In essence, turbulence refers to a fluid motion, which is characterized by nonlinearity, vorticity, diffusivity, and energy dissipation [9]. It could be too complicated to define it precisely [10] but can be broadly regarded as a dissipative flow state with nonlinear fluctuating three-dimensional vorticity [11]. Since the early time of aviation industry, studies on turbulence have been involved in designing geometry parameter of an aircraft via computer simulation techniques [12,13]. Eddy is another useful concept for discussing the mechanism of turbulence [10,14,15], and eddy viscosity is an important property for describing turbulence [16]. In particular, eddy dissipation rate (EDR) could be an ideal measurement for evaluating aircraft vortices due to the ambient atmospheric turbulence [17,18,19]. The World Meteorological Organization (WMO) started to add turbulence monitoring information in the aircraft meteorological data relay (AMDAR) since 2002, where both EDR and derived equivalent vertical gust velocity (DEVG) are reported as measurement indices [8]. Note that VA or DEVG reflects more of turbulent appearances when aircraft going through an atmospheric turbulence zone. Different types of aircrafts, however, may respond distinctively to accelerations due to different configurations, even when they go through areas of the same atmospheric condition. Thus, measuring AT via VA or DEVG could be sensitive to different aircrafts. This characteristic leads to a potentially weak point in studying AT risk with them, particularly in the spatially and temporally perspectives. On the contrary, EDR measures the physical impacts of air flows on AT intensity. It tends to be an ideal measurement for studying AT risks, but experiences difficulty when calculating due to the complicated information required. In particular, EDR is a parameter to determine the amount of energy lost by the viscous forces in the turbulent flow [20]. It is the rate at which the turbulence energy is absorbed by breaking the eddy down into smaller and smaller eddies until it is ultimately converted into heat by viscous forces. It is expressed as the kinetic energy per unit mass per second, with units of velocity squared per second (${\mathrm{m}}^{2/3}{\mathrm{s}}^{-1}$) [21].
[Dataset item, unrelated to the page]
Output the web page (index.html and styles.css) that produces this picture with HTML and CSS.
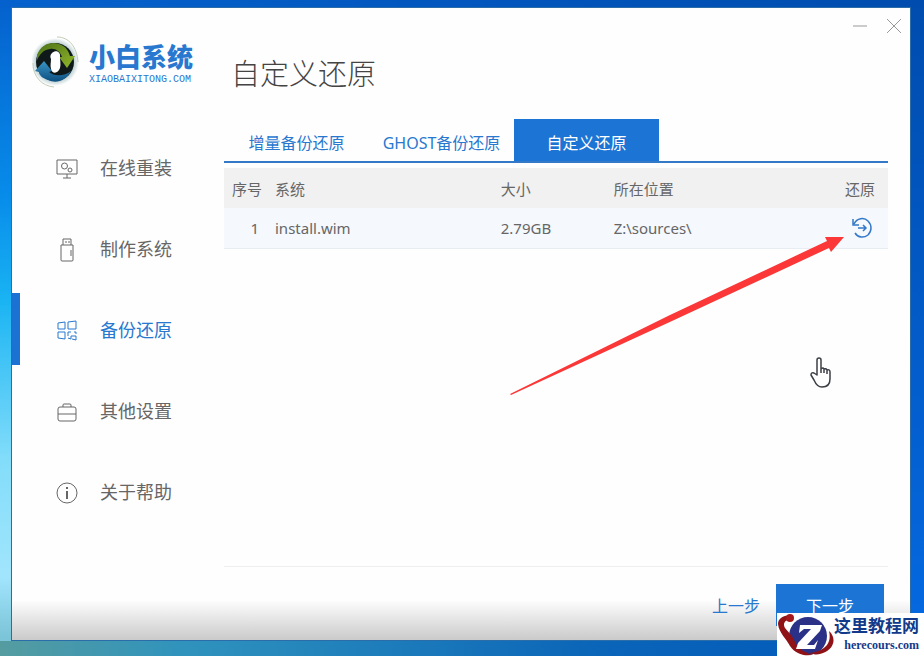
FILE: index.html
```html
<!DOCTYPE html>
<html lang="zh-CN">
<head>
  <meta charset="UTF-8" />
  <meta name="viewport" content="width=device-width, initial-scale=1.0" />
  <title>小白系统 - 自定义还原</title>
  <link rel="stylesheet" href="styles.css">
</head>
<body>
  <div class="window">
    <aside class="sidebar">
      <div class="logo">
        <svg class="logo-mark" viewBox="0 0 50 54" aria-hidden="true">
          <defs>
            <linearGradient id="green" x1="0" y1="0" x2="1" y2="1">
              <stop offset="0" stop-color="#4a7018" />
              <stop offset="1" stop-color="#93b82a" />
            </linearGradient>
            <linearGradient id="blue" x1="0" y1="0" x2="0" y2="1">
              <stop offset="0" stop-color="#3a94c4" />
              <stop offset="1" stop-color="#0c4f80" />
            </linearGradient>
            <radialGradient id="halo">
              <stop offset="0.7" stop-color="#a8bfc4" />
              <stop offset="0.9" stop-color="#dfe9ea" />
              <stop offset="1" stop-color="#ffffff" />
            </radialGradient>
          </defs>
          <circle cx="23" cy="26" r="24" fill="url(#halo)" />
          <path d="M25 1C37 1 45 11 46 26M22 51C10 50 1 41 1 27" fill="none" stroke="#c3cdb8" stroke-width="1" />
          <circle cx="23" cy="26" r="19" fill="#10191a" />
          <path d="M5 19C9 8 19 5 27 8C34 10 37 16 38 20L43 20 35 32 27 21 30 21C28 15 23 12 18 13C11 14 8 18 5 24Z" fill="url(#green)" />
          <path d="M3 35L12 25 20 35 17 36C21 40 32 41 39 35C34 45 24 48 16 44 10 42 7 39 7 36Z" fill="url(#blue)" />
          <path d="M20 17C24 13 29 16 28 21C28 25 29 28 28 32C26 38 20 38 19 33C18 29 19 27 19 23C18 21 18 19 20 17Z" fill="#fff" />
        </svg>
        <div class="logo-text">
          <span class="logo-name">小白系统</span>
          <span class="logo-url">XIAOBAIXITONG.COM</span>
        </div>
      </div>

      <nav class="menu">
        <a href="#reinstall">
          <svg viewBox="0 0 22 22"><path d="M1 2h20v14H1zM11 16v4M7 20h8" /><circle cx="8.500" cy="8" r="3" /><circle cx="14" cy="12" r="2" /></svg>
          在线重装
        </a>
        <a href="#make">
          <svg viewBox="0 0 22 22"><path d="M7 6V0h8v6M5 6h12v15a1 1 0 0 1-1 1H6a1 1 0 0 1-1-1zM10 2v2M13 2v2M15 11v6" /></svg>
          制作系统
        </a>
        <a href="#backup" class="active">
          <svg viewBox="0 0 22 22"><path d="M2 3l7-1v7H2zM12 2l8-1v8h-8zM2 12h7v7l-7-1zM15 12h-3v4M18 12h2v2M20 16v4l-4-1M12 18l3 1v-3h5" /></svg>
          备份还原
        </a>
        <a href="#settings">
          <svg viewBox="0 0 22 22"><rect x="2" y="6" width="18" height="14" rx="2" /><path d="M7 6V4q0-1 1-1h6q1 0 1 1v2M2 13h18" /></svg>
          其他设置
        </a>
        <a href="#about">
          <svg viewBox="0 0 22 22"><circle cx="11" cy="11" r="10" /><path d="M11 9v8M11 5v2" stroke-width="2" /></svg>
          关于帮助
        </a>
      </nav>
    </aside>

    <main class="content">
      <header class="header">
        <h1>自定义还原</h1>
        <div class="controls">
          <button type="button" aria-label="最小化"><svg viewBox="0 0 16 16"><path d="M1 8h14" /></svg></button>
          <button type="button" aria-label="关闭"><svg viewBox="0 0 16 16"><path d="M1 1l14 14M15 1L1 15" /></svg></button>
        </div>
      </header>

      <div class="tabs">
        <button type="button">增量备份还原</button>
        <button type="button">GHOST备份还原</button>
        <button type="button" class="active">自定义还原</button>
      </div>

      <table class="images">
        <thead>
          <tr>
            <th class="col-no">序号</th>
            <th class="col-name">系统</th>
            <th class="col-size">大小</th>
            <th>所在位置</th>
            <th class="col-action">还原</th>
          </tr>
        </thead>
        <tbody>
          <tr>
            <td class="col-no">1</td>
            <td>install.wim</td>
            <td>2.79GB</td>
            <td>Z:\sources\</td>
            <td class="col-action">
              <button type="button" class="restore" aria-label="还原">
                <svg viewBox="0 0 20 20"><path d="M1 1v6h6M2 6C5 0 12-1 16 3C20 7 20 13 16 17C12 20 6 20 3 15M6 10h8M11 7l3 3-3 3" /></svg>
              </button>
            </td>
          </tr>
        </tbody>
      </table>

      <footer class="footer">
        <button type="button" class="prev">上一步</button>
        <button type="button" class="next">下一步</button>
      </footer>
    </main>
  </div>

  <svg class="arrow" viewBox="0 0 334 160" aria-hidden="true">
    <path d="M0 158L160 79 317 5 315 1 334 1 321 16 319 12 162 85 1 159Z" fill="#fb3737" />
  </svg>

  <svg class="hand" viewBox="0 0 22 32" aria-hidden="true">
    <path d="M7 18V3q0-2 2-2t2 2v9q2-2 3 0 2-1 3 1 3-1 3 2v7q0 8-8 8-5 0-8-7l-3-5q0-3 3-2zM11 12v4M14 12v4M17 13v4" fill="#fff" stroke="#3c3f46" stroke-width="1.500" stroke-linejoin="round" />
  </svg>

  <div class="watermark">
    <svg viewBox="0 0 58 43" aria-hidden="true">
      <circle cx="31" cy="23" r="19" fill="#2b3186" />
      <path d="M16 4C10 0 1 4 1 11C2 20 9 25 13 33C19 42 30 44 38 41C28 41 22 36 18 29C15 22 12 20 8 15C5 10 9 6 15 7ZM52 18C60 25 57 36 46 40C40 42 34 42 30 40C42 40 56 34 52 18Z" fill="#8f1216" />
      <circle cx="13" cy="5" r="4" fill="#a5181c" />
      <path d="M23 12h22l-2 6-13 14h7l4-5-3 9H19l2-6 13-14h-7l-5 4z" fill="#fff" />
    </svg>
    <div class="watermark-text">
      <strong>这里教程网</strong>
      <span>herecours.com</span>
    </div>
  </div>
</body>
</html>
```

FILE: styles.css
```css
* {
  margin: 0;
  padding: 0;
  box-sizing: border-box;
}

body {
  position: relative;
  display: flex;
  min-height: 100vh;
  padding: 8px 14px 16px 12px;
  font-family: "Noto Sans", "Noto Sans CJK SC", sans-serif;
  color: #666;
  background:
    linear-gradient(90deg, #0561cd, #004cae) top / 100% 8px no-repeat,
    linear-gradient(90deg, #559ca0 0%, #2f93bd 20%, #0a64b8 65%, #005abc 100%) bottom / 100% 15px no-repeat,
    linear-gradient(180deg, #004cae, #056ae2) right / 14px 100% no-repeat,
    linear-gradient(180deg, #0561cd 0%, #078cea 30%, #1ab4f3 46%, #82ddfa 70%, #a1e5fc 88%, #7cc4d8 97%);
}

svg {
  display: block;
}

button {
  font-family: inherit;
  border: none;
  background: none;
  cursor: pointer;
}

.window {
  display: flex;
  flex: 1;
  background: linear-gradient(0deg, #cacaca 0, #fefefe 40px);
  box-shadow: 0 0 0 1px #2a6da8;
}

/* Sidebar */
.sidebar {
  width: 212px;
}

.logo {
  display: flex;
  align-items: center;
  gap: 7px;
  height: 123px;
  padding: 0 0 14px 20px;
}

.logo-mark {
  width: 50px;
  height: 54px;
}

.logo-text {
  display: flex;
  flex-direction: column;
  color: #2878d0;
}

.logo-name {
  font-size: 26px;
  font-weight: 900;
  line-height: 34px;
}

.logo-url {
  font-family: "Liberation Mono", monospace;
  font-size: 10px;
  line-height: 12px;
}

.menu {
  display: flex;
  flex-direction: column;
  gap: 9px;
}

.menu a {
  display: flex;
  align-items: center;
  gap: 22px;
  height: 72px;
  padding-left: 36px;
  border-left: 8px solid transparent;
  font-size: 18px;
  color: #666;
  text-decoration: none;
}

.menu a.active {
  border-left-color: #1c72d2;
  color: #2878d0;
}

.menu svg {
  width: 22px;
  height: 22px;
  margin-top: 4px;
  fill: none;
  stroke: currentColor;
  overflow: visible;
}

/* Content */
.content {
  display: flex;
  flex-direction: column;
  flex: 1;
  padding-right: 22px;
}

.header {
  display: flex;
  justify-content: space-between;
  align-items: flex-start;
  height: 111px;
  margin-right: -14px;
}

.header h1 {
  padding: 44px 0 0 7px;
  font-size: 29px;
  font-weight: 300;
  line-height: 44px;
  color: #444;
}

.controls {
  display: flex;
  gap: 18px;
  padding-top: 10px;
}

.controls svg {
  width: 16px;
  height: 16px;
  fill: none;
  stroke: #999;
}

.tabs {
  display: flex;
  border-bottom: 2px solid #3478c8;
}

.tabs button {
  width: 145px;
  height: 42px;
  padding-top: 3px;
  font-size: 16px;
  color: #2878d0;
}

.tabs button.active {
  background: #1c74d4;
  color: #fff;
}

.images {
  width: 100%;
  margin-top: 5px;
  table-layout: fixed;
  border-collapse: collapse;
  font-size: 15px;
}

.images th,
.images td {
  height: 40px;
  padding-left: 8px;
  font-weight: 400;
  text-align: left;
}

.images th {
  background: #f2f1f1;
}

.images td {
  background: #f5f8fd;
  border-bottom: 1px solid #e8edf3;
}

.images .col-no {
  width: 43px;
}

.images td.col-no {
  padding-right: 8px;
  text-align: right;
}

.images .col-name {
  width: 34%;
}

.images .col-size {
  width: 17%;
}

.images .col-action {
  width: 51px;
}

.restore {
  display: block;
  margin-left: 7px;
}

.restore svg {
  width: 20px;
  height: 20px;
  fill: none;
  stroke: #3478c8;
  stroke-width: 1.5;
  overflow: visible;
}

.footer {
  display: flex;
  justify-content: flex-end;
  margin-top: auto;
  padding: 17px 4px 14px 0;
  border-top: 1px solid #eee;
}

.footer button {
  height: 42px;
  font-size: 16px;
}

.prev {
  width: 80px;
  color: #2878d0;
}

.footer .next {
  width: 108px;
  background: #1c74d4;
  color: #fff;
}

/* Overlays */
.arrow {
  position: absolute;
  left: 510px;
  top: 236px;
  width: 334px;
  height: 160px;
  pointer-events: none;
}

.hand {
  position: absolute;
  left: 810px;
  top: 357px;
  width: 22px;
  height: 32px;
  pointer-events: none;
}

.watermark {
  position: absolute;
  right: 0;
  bottom: 0;
  display: flex;
  width: 147px;
  height: 43px;
  background: #fff;
}

.watermark svg {
  width: 58px;
  height: 43px;
}

.watermark-text {
  display: flex;
  flex-direction: column;
  align-items: flex-end;
  width: 84px;
  color: #123a8a;
  white-space: nowrap;
}

.watermark-text strong {
  font-size: 17px;
  line-height: 26px;
}

.watermark-text span {
  font-family: "Liberation Serif", serif;
  font-size: 12px;
  font-weight: 700;
  line-height: 12px;
}
```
EDR represents the transmission rate of the disturbance energy from the larger-scale vortex to the smaller-scale vortex. It characterizes the disturbance state of turbulence in the inertia sub-region and is the key parameter for describing atmospheric turbulence. The larger the EDR is, the stronger the turbulence is [22]. Therefore, EDR is often used to describe the vertical gust spectrum of turbulent air around the aircraft [6]. According to the EDR value, the turbulence intensity is divided into different levels, as shown in Table 1.
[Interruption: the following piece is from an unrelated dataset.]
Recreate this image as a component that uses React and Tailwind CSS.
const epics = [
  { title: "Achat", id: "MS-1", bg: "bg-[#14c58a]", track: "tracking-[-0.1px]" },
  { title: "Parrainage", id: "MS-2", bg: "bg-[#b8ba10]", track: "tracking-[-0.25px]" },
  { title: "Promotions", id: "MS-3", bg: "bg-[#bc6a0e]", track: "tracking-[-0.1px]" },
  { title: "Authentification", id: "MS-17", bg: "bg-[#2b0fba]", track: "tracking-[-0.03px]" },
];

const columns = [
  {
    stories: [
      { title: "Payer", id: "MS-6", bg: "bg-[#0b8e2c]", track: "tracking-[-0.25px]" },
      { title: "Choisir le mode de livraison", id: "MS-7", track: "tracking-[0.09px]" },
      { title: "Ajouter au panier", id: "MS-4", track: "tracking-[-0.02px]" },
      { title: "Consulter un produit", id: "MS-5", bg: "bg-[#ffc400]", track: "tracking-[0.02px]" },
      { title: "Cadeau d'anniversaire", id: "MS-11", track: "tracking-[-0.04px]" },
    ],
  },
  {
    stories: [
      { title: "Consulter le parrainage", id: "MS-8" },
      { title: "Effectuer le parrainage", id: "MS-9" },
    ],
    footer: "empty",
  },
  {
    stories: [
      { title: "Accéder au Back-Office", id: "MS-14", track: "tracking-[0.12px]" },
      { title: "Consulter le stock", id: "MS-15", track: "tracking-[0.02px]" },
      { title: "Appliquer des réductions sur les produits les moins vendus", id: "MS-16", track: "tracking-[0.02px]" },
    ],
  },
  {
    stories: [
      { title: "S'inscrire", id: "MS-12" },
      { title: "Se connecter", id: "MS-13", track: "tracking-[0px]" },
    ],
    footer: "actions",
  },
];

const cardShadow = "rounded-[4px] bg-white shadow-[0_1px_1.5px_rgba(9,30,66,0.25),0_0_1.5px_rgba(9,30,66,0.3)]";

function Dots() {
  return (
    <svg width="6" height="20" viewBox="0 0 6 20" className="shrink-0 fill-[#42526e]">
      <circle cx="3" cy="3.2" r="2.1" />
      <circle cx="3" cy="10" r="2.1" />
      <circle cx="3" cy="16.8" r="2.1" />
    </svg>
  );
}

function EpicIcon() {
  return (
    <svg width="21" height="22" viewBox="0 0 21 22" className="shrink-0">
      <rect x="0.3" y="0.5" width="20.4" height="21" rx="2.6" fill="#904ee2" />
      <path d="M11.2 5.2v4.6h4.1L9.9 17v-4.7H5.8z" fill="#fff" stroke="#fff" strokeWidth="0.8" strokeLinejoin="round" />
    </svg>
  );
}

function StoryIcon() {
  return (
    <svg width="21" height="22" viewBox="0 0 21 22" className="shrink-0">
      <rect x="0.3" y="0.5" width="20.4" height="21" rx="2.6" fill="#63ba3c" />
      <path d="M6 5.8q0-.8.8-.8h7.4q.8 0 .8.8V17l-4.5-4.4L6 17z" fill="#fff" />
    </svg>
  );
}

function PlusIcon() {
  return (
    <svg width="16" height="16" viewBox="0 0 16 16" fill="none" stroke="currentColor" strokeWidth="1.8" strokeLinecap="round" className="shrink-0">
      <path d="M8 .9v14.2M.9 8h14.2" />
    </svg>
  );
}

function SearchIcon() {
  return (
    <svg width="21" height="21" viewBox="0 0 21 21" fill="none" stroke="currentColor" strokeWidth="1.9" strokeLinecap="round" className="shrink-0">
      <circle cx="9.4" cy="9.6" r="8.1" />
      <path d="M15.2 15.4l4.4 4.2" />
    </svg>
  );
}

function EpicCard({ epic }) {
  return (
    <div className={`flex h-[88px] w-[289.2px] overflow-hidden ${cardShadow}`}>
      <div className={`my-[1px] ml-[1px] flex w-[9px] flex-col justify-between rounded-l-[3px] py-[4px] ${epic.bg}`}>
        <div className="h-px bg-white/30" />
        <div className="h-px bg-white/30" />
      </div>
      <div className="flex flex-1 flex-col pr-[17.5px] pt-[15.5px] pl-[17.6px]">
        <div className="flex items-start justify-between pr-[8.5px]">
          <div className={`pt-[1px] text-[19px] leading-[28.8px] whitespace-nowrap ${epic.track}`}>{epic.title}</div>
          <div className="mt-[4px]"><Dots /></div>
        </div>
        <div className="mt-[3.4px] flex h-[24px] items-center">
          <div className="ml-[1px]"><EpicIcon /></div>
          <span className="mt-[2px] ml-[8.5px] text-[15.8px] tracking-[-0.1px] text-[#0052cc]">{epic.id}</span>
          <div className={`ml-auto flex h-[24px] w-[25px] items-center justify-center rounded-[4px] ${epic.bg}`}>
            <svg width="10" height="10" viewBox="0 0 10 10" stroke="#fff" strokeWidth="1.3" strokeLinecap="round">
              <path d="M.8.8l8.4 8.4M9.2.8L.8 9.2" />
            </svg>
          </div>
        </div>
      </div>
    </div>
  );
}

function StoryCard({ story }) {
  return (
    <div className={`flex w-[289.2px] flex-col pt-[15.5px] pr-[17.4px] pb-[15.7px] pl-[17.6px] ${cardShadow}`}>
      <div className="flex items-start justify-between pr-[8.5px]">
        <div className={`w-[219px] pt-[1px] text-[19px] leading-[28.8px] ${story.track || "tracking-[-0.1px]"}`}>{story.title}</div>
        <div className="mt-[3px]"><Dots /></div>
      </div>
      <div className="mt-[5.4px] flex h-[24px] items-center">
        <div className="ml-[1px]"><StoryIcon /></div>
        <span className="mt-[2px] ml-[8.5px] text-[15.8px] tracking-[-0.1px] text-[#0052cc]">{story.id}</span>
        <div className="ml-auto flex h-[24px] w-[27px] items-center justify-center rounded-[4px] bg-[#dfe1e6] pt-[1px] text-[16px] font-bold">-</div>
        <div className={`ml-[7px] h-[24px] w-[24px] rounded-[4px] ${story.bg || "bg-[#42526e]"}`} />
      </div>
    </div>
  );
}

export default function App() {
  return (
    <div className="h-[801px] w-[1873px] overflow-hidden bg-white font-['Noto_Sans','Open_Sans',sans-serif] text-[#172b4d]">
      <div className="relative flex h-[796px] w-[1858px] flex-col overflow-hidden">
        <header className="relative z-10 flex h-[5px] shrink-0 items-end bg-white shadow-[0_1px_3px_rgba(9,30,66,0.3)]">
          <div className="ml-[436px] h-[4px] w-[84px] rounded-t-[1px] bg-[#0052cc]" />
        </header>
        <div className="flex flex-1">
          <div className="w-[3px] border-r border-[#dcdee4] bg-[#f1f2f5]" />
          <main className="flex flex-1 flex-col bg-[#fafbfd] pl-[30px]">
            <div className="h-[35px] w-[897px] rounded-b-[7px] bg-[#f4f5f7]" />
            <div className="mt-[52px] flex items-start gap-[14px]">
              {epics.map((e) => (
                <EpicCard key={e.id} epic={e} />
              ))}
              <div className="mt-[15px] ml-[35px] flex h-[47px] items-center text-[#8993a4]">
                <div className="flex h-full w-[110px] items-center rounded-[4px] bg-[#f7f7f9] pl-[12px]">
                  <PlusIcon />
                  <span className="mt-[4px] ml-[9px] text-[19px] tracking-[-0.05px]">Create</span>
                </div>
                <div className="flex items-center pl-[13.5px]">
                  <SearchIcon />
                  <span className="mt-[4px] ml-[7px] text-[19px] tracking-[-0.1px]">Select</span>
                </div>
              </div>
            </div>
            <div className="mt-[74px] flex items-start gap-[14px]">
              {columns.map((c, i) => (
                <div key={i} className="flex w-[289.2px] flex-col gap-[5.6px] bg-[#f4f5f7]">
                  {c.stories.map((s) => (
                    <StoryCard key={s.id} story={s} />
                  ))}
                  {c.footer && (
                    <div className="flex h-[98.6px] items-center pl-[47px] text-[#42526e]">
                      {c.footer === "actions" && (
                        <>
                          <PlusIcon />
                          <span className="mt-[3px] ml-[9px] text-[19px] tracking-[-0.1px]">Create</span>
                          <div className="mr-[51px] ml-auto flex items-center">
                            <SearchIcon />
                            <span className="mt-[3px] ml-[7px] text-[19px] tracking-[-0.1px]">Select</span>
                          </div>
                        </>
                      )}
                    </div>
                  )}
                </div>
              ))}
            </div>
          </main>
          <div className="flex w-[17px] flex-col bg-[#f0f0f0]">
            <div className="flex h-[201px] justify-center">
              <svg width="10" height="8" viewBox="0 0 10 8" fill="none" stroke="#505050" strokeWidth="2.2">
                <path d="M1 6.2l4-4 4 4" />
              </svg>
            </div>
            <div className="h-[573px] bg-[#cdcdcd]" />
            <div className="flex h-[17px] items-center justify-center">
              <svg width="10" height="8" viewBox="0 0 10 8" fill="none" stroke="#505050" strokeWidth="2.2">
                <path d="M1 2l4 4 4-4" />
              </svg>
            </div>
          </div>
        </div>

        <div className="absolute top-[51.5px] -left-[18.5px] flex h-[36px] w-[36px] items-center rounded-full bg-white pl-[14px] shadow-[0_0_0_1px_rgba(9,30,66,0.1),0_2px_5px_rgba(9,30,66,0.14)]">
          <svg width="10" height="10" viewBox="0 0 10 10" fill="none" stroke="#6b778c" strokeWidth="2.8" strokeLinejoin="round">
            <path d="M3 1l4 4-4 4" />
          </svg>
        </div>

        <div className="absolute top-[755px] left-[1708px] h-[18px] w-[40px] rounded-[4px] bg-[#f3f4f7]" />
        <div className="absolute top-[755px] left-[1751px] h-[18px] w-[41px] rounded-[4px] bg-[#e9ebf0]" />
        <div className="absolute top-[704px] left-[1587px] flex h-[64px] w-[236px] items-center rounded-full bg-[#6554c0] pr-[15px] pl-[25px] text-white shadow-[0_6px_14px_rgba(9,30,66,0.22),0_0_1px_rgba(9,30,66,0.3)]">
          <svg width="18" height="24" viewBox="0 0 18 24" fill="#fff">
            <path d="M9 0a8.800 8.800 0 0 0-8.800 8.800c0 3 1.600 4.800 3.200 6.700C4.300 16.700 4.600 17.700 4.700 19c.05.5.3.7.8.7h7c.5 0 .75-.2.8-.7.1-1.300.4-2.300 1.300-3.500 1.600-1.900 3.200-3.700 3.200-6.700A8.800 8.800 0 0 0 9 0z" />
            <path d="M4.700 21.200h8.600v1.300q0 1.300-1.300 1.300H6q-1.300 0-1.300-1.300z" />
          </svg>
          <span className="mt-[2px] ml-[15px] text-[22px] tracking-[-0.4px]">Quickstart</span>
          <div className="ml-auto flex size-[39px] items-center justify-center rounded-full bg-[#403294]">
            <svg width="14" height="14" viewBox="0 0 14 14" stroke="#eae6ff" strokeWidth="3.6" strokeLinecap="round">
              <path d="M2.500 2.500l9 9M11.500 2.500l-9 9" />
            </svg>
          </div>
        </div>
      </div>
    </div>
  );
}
Quick access recorder (QAR) is an airborne flight data recorder designed to provide quick and easy access to raw flight data [23]. It provides environmental parameters, equipment parameters, and operating parameters of the aircraft during the flight. The data enjoy high time accuracy and strong sequence because of the short sampling interval. Meanwhile, QAR data have the characteristics of being complete, high-precision, real-time, and fine-grained, thus it provides a good data foundation for AT-related research. The Civil Aviation Administration of China (CAAC) has been collecting aircraft QAR data from major domestic airlines since 2016, which laid a good data foundation for this research.

In this paper, we outline a simple method for estimating EDR with QAR data. In Section 2, we introduce the QAR data, three different methods to measure flight turbulence intensity, and present the procedure for estimating EDR with QAR data. The EDR estimating results are given in Section 3 and the conclusion is made in Section 4.

2. Data and Methodology

2.1. QAR Data

Since 1 January 1998, CAAC mandated all aircrafts to install QAR or equivalent equipment. QAR data have been broadly collected and widely used in the field, including flight quality monitoring, flight process visual simulation re-emergence, aircraft maintenance, and accident investigation. It contains thousands of parameters related to a flight process, but we only chose several of them, including dates (Date), time (TIME_R), flight phase (FLIGHT_PHASE), standard air pressure altitude (ALT_STD), corrected sea pressure altitude (ALT_QNH), radio altitude (RALT1), vertical overload (VRTG), longitude (LONP), latitude (LATP), and vertical acceleration (VRTG).

In this study, we used the QAR data provided by China Academy of Civil Aviation Science and Technology ranging from 1 January 2016 to 31 December 2018. QAR data of each flight are recorded in individual data tables. Two types of aircrafts, Airbus and Boeing airplanes, achieved these flights. They are featured with distinctive configurations, even QAR data of different items. Within the raw QAR data, more than 1000 properties related to flight and aircraft are recorded. However, we picked 14 of them for the following calculations. The QAR samples are as presented in Table 2, and the attributes are explained in Table 3.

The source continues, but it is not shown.